Again, arguments that we and others have made for years are emphasized here, to our great pleasure. And in the several sections quoted below -- under the heading "Beyond Our Reach" -- it seemed almost as if the writers were quoting from CRN:

Section 4.54 -- Innovation is, or soon will be, driving new products onto the market at rates that are orders of magnitude faster than they can currently hope to manage with the resources at their disposal. We heard from one regulatory body that it was not even considering how to address third and fourth generation nanomaterials because they were fully occupied with those currently at the commercial stage. The magnitude of the task combined with constraints on resources tends to create an attitude of regulatory fatalism.

Section 4.55 -- One expert likened the challenge of risk governance in this field to that of shouting a warning to the driver of an express train as it thunders past. An understandable reaction in such circumstances is to call for a moratorium on the manufacture and use of nanomaterials...

Section 4.56 -- We have not been persuaded that a blanket ban would be appropriate; nor do we consider that such an approach could be justified on current evidence.
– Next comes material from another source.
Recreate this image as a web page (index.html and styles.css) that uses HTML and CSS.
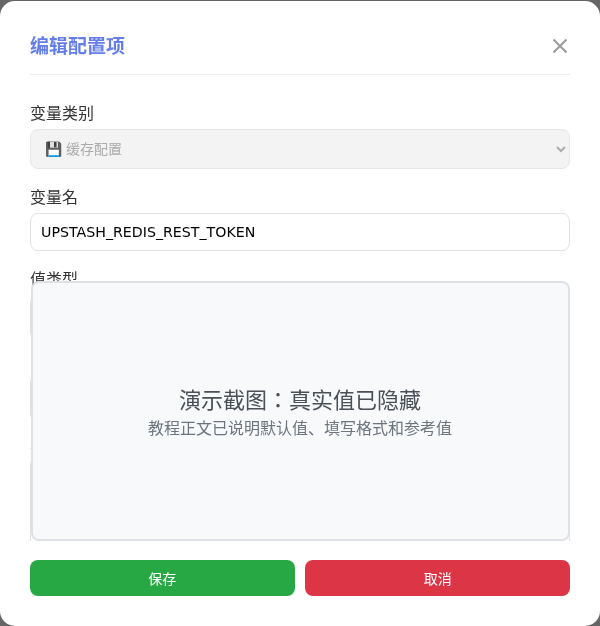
FILE: index.html
```html
<!DOCTYPE html>
<html>
<head>
<meta charset="utf-8">
<title>编辑配置项</title>
<link rel="stylesheet" href="styles.css">
</head>
<body>
<div class="modal">
  <header class="modal-header">
    <h2 class="modal-title">编辑配置项</h2>
    <svg class="close" viewBox="0 0 14 14" width="14" height="14"><path d="M0.5 0.5L13.5 13.5M13.5 0.5L0.5 13.5"/></svg>
  </header>
  <form class="form">
    <div class="group">
      <label class="label">变量类别</label>
      <select class="field select" disabled><option>💾 缓存配置</option></select>
    </div>
    <div class="group">
      <label class="label">变量名</label>
      <input class="field input" value="UPSTASH_REDIS_REST_TOKEN">
    </div>
    <div class="group masked-wrap">
      <label class="label">值类型</label>
      <div class="hidden-fields">
        <div class="stub stub-a"></div>
        <div class="stub stub-b"></div>
        <div class="stub-label">示例</div>
        <div class="stub stub-c"></div>
      </div>
      <div class="mask">
        <div class="mask-title">演示截图：真实值已隐藏</div>
        <div class="mask-sub">教程正文已说明默认值、填写格式和参考值</div>
      </div>
    </div>
    <div class="actions">
      <button type="button" class="btn save">保存</button>
      <button type="button" class="btn cancel">取消</button>
    </div>
  </form>
</div>
</body>
</html>
```
FILE: styles.css
```css
* { box-sizing: border-box; }
html, body { margin: 0; height: 100%; }
body {
  background: #666;
  padding-top: 1px;
  overflow: hidden;
  font-family: "DejaVu Sans", "Noto Sans CJK JP", sans-serif;
}
.modal {
  background: #fff;
  height: 625px;
  border-radius: 15px;
  padding: 30px;
  display: flex;
  flex-direction: column;
  will-change: transform;
}
.modal-header {
  display: flex;
  justify-content: space-between;
  align-items: center;
  height: 44px;
  padding-bottom: 14px;
  margin-bottom: 27px;
  border-bottom: 1px solid #eee;
  flex: none;
}
.modal-title { margin: 0; font-size: 19px; font-weight: 700; color: #667eea; line-height: 30px; }
.close { margin-right: 3px; }
.close path { stroke: #999; stroke-width: 2; fill: none; }
.form { display: flex; flex-direction: column; flex: 1; min-height: 0; }
.group { margin-bottom: 17px; }
.label { display: block; font-size: 16px; line-height: 24px; color: #333; margin-bottom: 3px; }
.field {
  display: block;
  width: 100%;
  font: inherit;
  font-size: 14.2px;
  border: 1px solid #e0e0e0;
  border-radius: 8px;
  padding: 0 10px;
  background: #fff;
  color: #000;
}
.select { height: 40px; font-size: 14px; word-spacing: -0.5px; background: #f3f3f3; border-color: #e6e6e6; color: #aaa; opacity: 1; }
.input { height: 38px; }
.masked-wrap { position: relative; flex: 1 1 0; min-height: 0; margin-bottom: 19px; overflow: hidden; }
.hidden-fields { display: flex; flex-direction: column; }
.stub { border: 1px solid #e0e0e0; border-radius: 8px; flex: none; }
.stub-a { height: 45px; }
.stub-b { height: 48px; margin-top: 34px; }
.stub-label { font-size: 16px; line-height: 24px; color: #333; margin-top: 10px; }
.stub-c { height: 120px; margin-top: 1px; }
.mask {
  position: absolute;
  left: 1px;
  right: 0;
  top: 13px;
  bottom: 0;
  padding: 4px 1px 0 0;
  background: #f8f9fa;
  border: 2px solid #dee2e6;
  border-radius: 8px;
  display: flex;
  flex-direction: column;
  align-items: center;
  justify-content: center;
}
.mask-title { font-size: 22px; line-height: 30px; color: #495057; }
.mask-sub { font-size: 16px; line-height: 24px; color: #6c757d; margin-top: 1px; }
.actions { display: flex; gap: 10px; flex: none; }
.btn { flex: 1 1 0; height: 36px; border: 0; border-radius: 8px; color: #fff; font: inherit; font-size: 14px; padding: 0; }
.save { background: #28a745; }
.cancel { background: #dc3545; padding-left: 1px; }
```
Nanomaterials are already widely marketed and their production is globally distributed; at present we see no prospect for the negotiation of a global moratorium... We therefore consider that a blanket ban would be neither practicable nor proportionate...


This is precisely CRN's position - see http://crnano.org/PR-shutdown.htm

Section 4.57 -- Nor, at the other extreme, can we afford to stand back and conclude that this is all too difficult.
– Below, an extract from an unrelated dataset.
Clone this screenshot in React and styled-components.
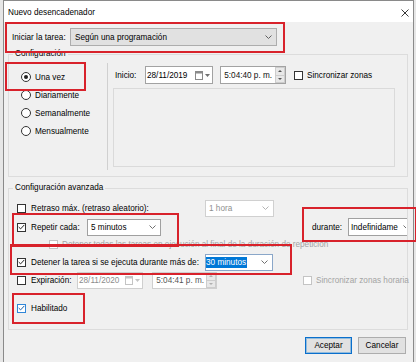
import React from 'react'
import styled, { createGlobalStyle } from 'styled-components'

const GlobalStyle = createGlobalStyle`
  * { box-sizing: border-box; }
  html, body { margin: 0; padding: 0; }
  body {
    background: #e6e6e6;
    font-family: "Liberation Sans", Arial, sans-serif;
    font-size: 8.2px;
    color: #000;
  }
`

const Page = styled.div`
  width: 416px;
  height: 362px;
  overflow: hidden;
  padding-left: 3px;
`

const Dialog = styled.div`
  width: 411px;
  height: 380px;
  border: 1px solid #8a8a8a;
  background: #f0f0f0;
`

const TitleBar = styled.div`
  display: flex;
  align-items: center;
  height: 21px;
  padding: 2px 4px 0 4px;
  background: #fff;
`

const Title = styled.span`
  flex: 1;
`

const Body = styled.div`
  padding: 6px 5px 0 4px;
`

const Row = styled.div`
  display: flex;
  align-items: center;
  height: ${p => p.$h || 18}px;
  margin-top: ${p => p.$mt || 0}px;
  margin-left: ${p => p.$ml || 0};
  padding-left: ${p => p.$pl || 0}px;
`

// red annotation frame drawn over the wrapped row
const Mark = styled(Row)`
  position: relative;
  &::after {
    content: '';
    position: absolute;
    left: ${p => p.$l}px;
    top: ${p => p.$t}px;
    width: ${p => p.$w}px;
    height: ${p => p.$hh}px;
    border: 2px solid #d8222b;
    pointer-events: none;
    z-index: 3;
  }
`

const Label = styled.span`
  flex: none;
  width: ${p => (p.$w ? `${p.$w}px` : 'auto')};
  margin-left: ${p => p.$ml || 0}px;
  color: ${p => (p.$off ? '#a3a3a3' : '#000')};
  white-space: nowrap;
`

const comboBorder = { list: '#adadad', edit: '#a0a0a0', off: '#d0d0d0', focus: '#8aa7c9' }

const Combo = styled.div`
  flex: none;
  display: flex;
  align-items: center;
  width: ${p => p.$w}px;
  height: ${p => p.$h || 18}px;
  padding: 0 ${p => (p.$open ? 1 : 4)}px 0 ${p => p.$pl ?? 3}px;
  border: 1px solid ${p => comboBorder[p.$kind]};
  border-right-width: ${p => (p.$open ? 0 : 1)}px;
  background: ${p => (p.$kind === 'list' ? '#e1e1e1' : '#fff')};
  color: ${p => (p.$kind === 'off' ? '#8f8f8f' : '#000')};
`

const ComboText = styled.span`
  flex: 1;
  white-space: nowrap;
`

const Selected = styled.span`
  background: #0078d7;
  color: #fff;
  padding: 1px 1px 1px 0;
`

const ChevronSvg = styled.svg`
  flex: none;
  margin-left: 2px;
`

const Chevron = ({ color = '#606060', cut }) => (
  <ChevronSvg width={cut ? 3 : 7} height="4" viewBox={cut ? '0 0 3 4' : '0 0 7 4'}>
    <polyline points="0.5,0.5 3.5,3.5 6.5,0.5" fill="none" stroke={color} strokeWidth="1" />
  </ChevronSvg>
)

const Field = styled.div`
  flex: none;
  display: flex;
  align-items: center;
  width: ${p => p.$w}px;
  height: ${p => p.$h || 18}px;
  margin-left: ${p => p.$ml || 0}px;
  padding-left: 1px;
  border: 1px solid ${p => (p.$off ? '#cfcfcf' : '#a2a2a2')};
  background: #fff;
  color: ${p => p.$tc || '#000'};
  white-space: nowrap;
`

const Cal = styled.svg`
  flex: none;
  margin-left: auto;
`

const CalIcon = ({ off }) => (
  <>
    <Cal width="8" height="9" viewBox="0 0 8 9">
      <rect x="0.5" y="0.5" width="7" height="8" fill="#fff" stroke={off ? '#c4c4c4' : '#8a8a8a'} />
      <rect x="0.5" y="0.5" width="7" height="2" fill={off ? '#c4c4c4' : '#8a8a8a'} />
    </Cal>
    <ChevronSvg width="5" height="3" viewBox="0 0 5 3" style={{ marginRight: 2 }}>
      <polygon points="0,0 5,0 2.5,3" fill={off ? '#c4c4c4' : '#707070'} />
    </ChevronSvg>
  </>
)

const Spinner = styled.div`
  flex: none;
  display: flex;
  flex-direction: column;
  width: 10px;
  height: 16px;
  margin-left: auto;
`

const SpinBtn = styled.div`
  flex: 1;
  display: flex;
  align-items: center;
  justify-content: center;
  background: #e8e8e8;
  border: 1px solid #cdcdcd;
  & + & { border-top: none; }
`

const Tri = ({ up, off }) => (
  <svg width="4" height="2" viewBox="0 0 4 2">
    <polygon points={up ? '0,2 4,2 2,0' : '0,0 4,0 2,2'} fill={off ? '#b0b0b0' : '#555'} />
  </svg>
)

const Spin = ({ off }) => (
  <Spinner>
    <SpinBtn><Tri up off={off} /></SpinBtn>
    <SpinBtn><Tri off={off} /></SpinBtn>
  </Spinner>
)

const boxBorder = { dark: '#333', blue: '#2f86d8', off: '#c4c4c4' }

const Box = styled.span`
  flex: none;
  display: inline-flex;
  align-items: center;
  justify-content: center;
  width: 9px;
  height: 9px;
  margin-left: ${p => p.$ml || 0}px;
  margin-right: ${p => p.$mr ?? 5}px;
  border: 1px solid ${p => boxBorder[p.$tone || 'dark']};
  background: #fff;
`

const Check = ({ checked, tone, ml, mr }) => (
  <Box $tone={tone} $ml={ml} $mr={mr}>
    {checked && (
      <svg width="7" height="6" viewBox="0 0 7 6">
        <polyline
          points="0.7,3 2.6,4.9 6.3,0.9"
          fill="none"
          stroke={tone === 'blue' ? '#1c5fa6' : '#222'}
          strokeWidth="1"
        />
      </svg>
    )}
  </Box>
)

const Radio = styled.span`
  flex: none;
  display: inline-flex;
  align-items: center;
  justify-content: center;
  width: 10px;
  height: 10px;
  margin-right: 4px;
  border: 1px solid #333;
  border-radius: 50%;
  background: #fff;
  &::after {
    content: '';
    width: 4px;
    height: 4px;
    border-radius: 50%;
    background: ${p => (p.$on ? '#222' : 'transparent')};
  }
`

const Group = styled.fieldset`
  width: 400px;
  min-width: 0;
  margin: ${p => p.$mt}px 0 0 0;
  padding: 0 0 ${p => p.$pb}px 0;
  border: 1px solid #dcdcdc;
`

const Legend = styled.legend`
  margin-left: 4px;
  padding: 0 2px;
  line-height: 12px;
`

const Split = styled.div`
  display: flex;
  align-items: flex-start;
`

const RadioCol = styled.div`
  display: flex;
  flex-direction: column;
  width: 98px;
  padding: 8px 0 0 12px;
`

const VRule = styled.div`
  width: 1px;
  height: 107px;
  margin-top: 3px;
  background: #d0d0d0;
`

const RightCol = styled.div`
  padding-left: 5px;
`

const Panel = styled.div`
  width: 282px;
  height: 79px;
  margin-top: 4px;
  border: 1px solid #dadada;
`

const Footer = styled.div`
  display: flex;
  justify-content: flex-end;
  gap: 6px;
  margin-top: 7px;
  padding-right: 2px;
`

const Button = styled.button`
  width: ${p => p.$w}px;
  height: 17px;
  padding: 0;
  font: inherit;
  color: #000;
  background: #e1e1e1;
  border: 1px solid ${p => (p.$default ? '#0a6fcc' : '#adadad')};
  box-shadow: ${p => (p.$default ? 'inset 0 0 0 1px rgba(0,120,215,0.35)' : 'none')};
`

const App = () => (
  <>
    <GlobalStyle />
    <Page>
      <Dialog>
        <TitleBar>
          <Title>Nuevo desencadenador</Title>
          <svg width="8" height="8" viewBox="0 0 8 8">
            <path d="M0.5 0.5 L7.5 7.5 M7.5 0.5 L0.5 7.5" stroke="#222" strokeWidth="0.9" />
          </svg>
        </TitleBar>

        <Body>
          <Mark $pl={4} $l={-3} $t={-6} $w={276} $hh={27}>
            <Label $w={58}>Iniciar la tarea:</Label>
            <Combo $kind="list" $w={207} $pl={4}>
              <ComboText>Según una programación</ComboText>
              <Chevron />
            </Combo>
          </Mark>

          <Group $mt={2} $pb={6}>
            <Legend>Configuración</Legend>
            <Split>
              <RadioCol>
                <Mark $l={-16} $t={-6} $w={77} $hh={25}>
                  <Radio $on />Una vez
                </Mark>
                <Row><Radio />Diariamente</Row>
                <Row><Radio />Semanalmente</Row>
                <Row><Radio />Mensualmente</Row>
              </RadioCol>
              <VRule />
              <RightCol>
                <Row $mt={6}>
                  <Label $ml={2} $w={30}>Inicio:</Label>
                  <Field $w={68}>
                    28/11/2019
                    <CalIcon />
                  </Field>
                  <Field $w={66} $ml={7} $tc="#111">
                    &nbsp;5:04:40 p. m.
                    <Spin />
                  </Field>
                  <Check ml={8} mr={4} />
                  <Label>Sincronizar zonas</Label>
                </Row>
                <Panel />
              </RightCol>
            </Split>
          </Group>

          <Group $mt={5} $pb={12}>
            <Legend>Configuración avanzada</Legend>
            <Row $mt={5} $pl={8}>
              <Check />
              <Label $w={174}>Retraso máx. (retraso aleatorio):</Label>
              <Combo $kind="off" $w={69} $h={17}>
                <ComboText>1 hora</ComboText>
                <Chevron color="#b4b4b4" />
              </Combo>
            </Row>
            <Row $mt={1} $pl={8}>
              <Mark $l={-5} $t={-5} $w={163} $hh={30}>
                <Check checked />
                <Label $w={56}>Repetir cada:</Label>
                <Combo $kind="edit" $w={74} $h={17}>
                  <ComboText>5 minutos</ComboText>
                  <Chevron color="#707070" />
                </Combo>
              </Mark>
              <Mark $ml="auto" $l={-10} $t={-11} $w={111} $hh={31}>
                <Label $w={36}>durante:</Label>
                <Combo $kind="edit" $w={59} $pl={2} $open>
                  <ComboText>Indefinidame</ComboText>
                  <Chevron color="#707070" cut />
                </Combo>
              </Mark>
            </Row>
            <Row $h={17} $pl={40}>
              <Check tone="off" mr={4} />
              <Label $off>Detener todas las tareas en ejecución al final de la duración de repetición</Label>
            </Row>
            <Mark $pl={8} $l={1} $t={-9} $w={278} $hh={27}>
              <Check checked />
              <Label $w={174}>Detener la tarea si se ejecuta durante más de:</Label>
              <Combo $kind="focus" $w={68} $h={17} $pl={0}>
                <ComboText><Selected>30 minutos</Selected></ComboText>
                <Chevron color="#707070" />
              </Combo>
            </Mark>
            <Row $pl={8}>
              <Check />
              <Label $w={46}>Expiración:</Label>
              <Field $w={66} $h={17} $off $tc="#8c8c8c">
                28/11/2020
                <CalIcon off />
              </Field>
              <Field $w={65} $h={17} $ml={9} $off $tc="#555">
                &nbsp;5:04:41 p. m.
                <Spin off />
              </Field>
              <Check tone="off" ml={86} mr={4} />
              <Label $off>Sincronizar zonas horaria</Label>
            </Row>
            <Mark $mt={10} $pl={8} $l={3} $t={-6} $w={69} $hh={27}>
              <Check checked tone="blue" />
              <Label>Habilitado</Label>
            </Mark>
          </Group>

          <Footer>
            <Button $w={47} $default>Aceptar</Button>
            <Button $w={48}>Cancelar</Button>
          </Footer>
        </Body>
      </Dialog>
    </Page>
  </>
)

export default App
Quite so. We like the model that prefers responsible regulation in between the extreme poles of relinquishment and resignation.

Section 4.59 -- The measures recommended above will take time, possibly decades, to develop and implement, as will the accumulation of knowledge on the properties and potential impacts of nanomaterials. In the meantime, it will be vital to make every effort to narrow the gap, and to do so in two senses. One is in improving our understanding of the implications of nanomaterials. The other is in finding ways to anticipate, and as far as possible avoid, harmful effects that would not be captured by current regulations; this is needed in advance of, or in addition to, the kinds of amendments to the regulations outlined above.

Section 4.60 -- The first, indeed key, requirement to improve understanding is research. [Emphasis theirs.]

Section 4.63 -- [T]here remains a substantial mismatch of funding between research on the applications of nanotechnologies and nanomaterials and investigation of their implications for society, the environment and human health. We find this disturbing... [Emphasis theirs.]


So do we!

Section 5.3, "Summary of Recommendations" -- However, we are very conscious of the extent to which knowledge about the potential health and environmental impacts of nanomaterials lags significantly behind the pace of innovation and these areas of concern could change as new scientific information arises. This is an area of considerable uncertainty.

Section 5.4 -- In the longer term, we are also concerned that more sophisticated third and fourth generation nanoproducts may represent a further step change in functionalities and properties, which would be even more difficult to capture in a regulatory system primarily focused on the bulk chemical properties of the material. We concluded that new governance arrangements are necessary to deal with ignorance and uncertainty in this rapidly developing area. It has not escaped our notice that, in principle, these arrangements could also apply in areas of technology other than novel materials where similar issues might arise.


"...new governance arrangements are necessary..."

"...measures recommended above will take time, possibly decades, to develop and implement..."

As CRN has said before - at http://crnano.org/action.htm

Molecular manufacturing will arrive suddenly, perhaps within the next ten years, and almost certainly within the next twenty. If it takes the world by surprise, we will not have systems in place that can deal with it effectively.

No single organization or mindset can create a full and appropriate policy—and inappropriate policy will only make things worse. A combination of separate policy efforts will get in each other's way, and the risks will slip through the cracks.

By the time this technological capability arrives, we must have accomplished several things that each will take significant time. First, we must understand the risks. Second, make policy. Third, design institutions. Fourth, create the institutions—at all levels including international levels, where things move slowly. This could easily take twenty years. If advanced nanotechnology could arrive in ten or fifteen years, then we'd better get to work.


We are gratified that the Commission involved in this study has accurately seen the scope and depth of the risks involved and has pulled no punches in stating their conclusions. We hope, first of all, that the UK government will take their advice seriously and act quickly to implement their recommendations. Second, we hope that the United States, Japan, China, Russia, and other major players in nanotechnology will also be as responsible.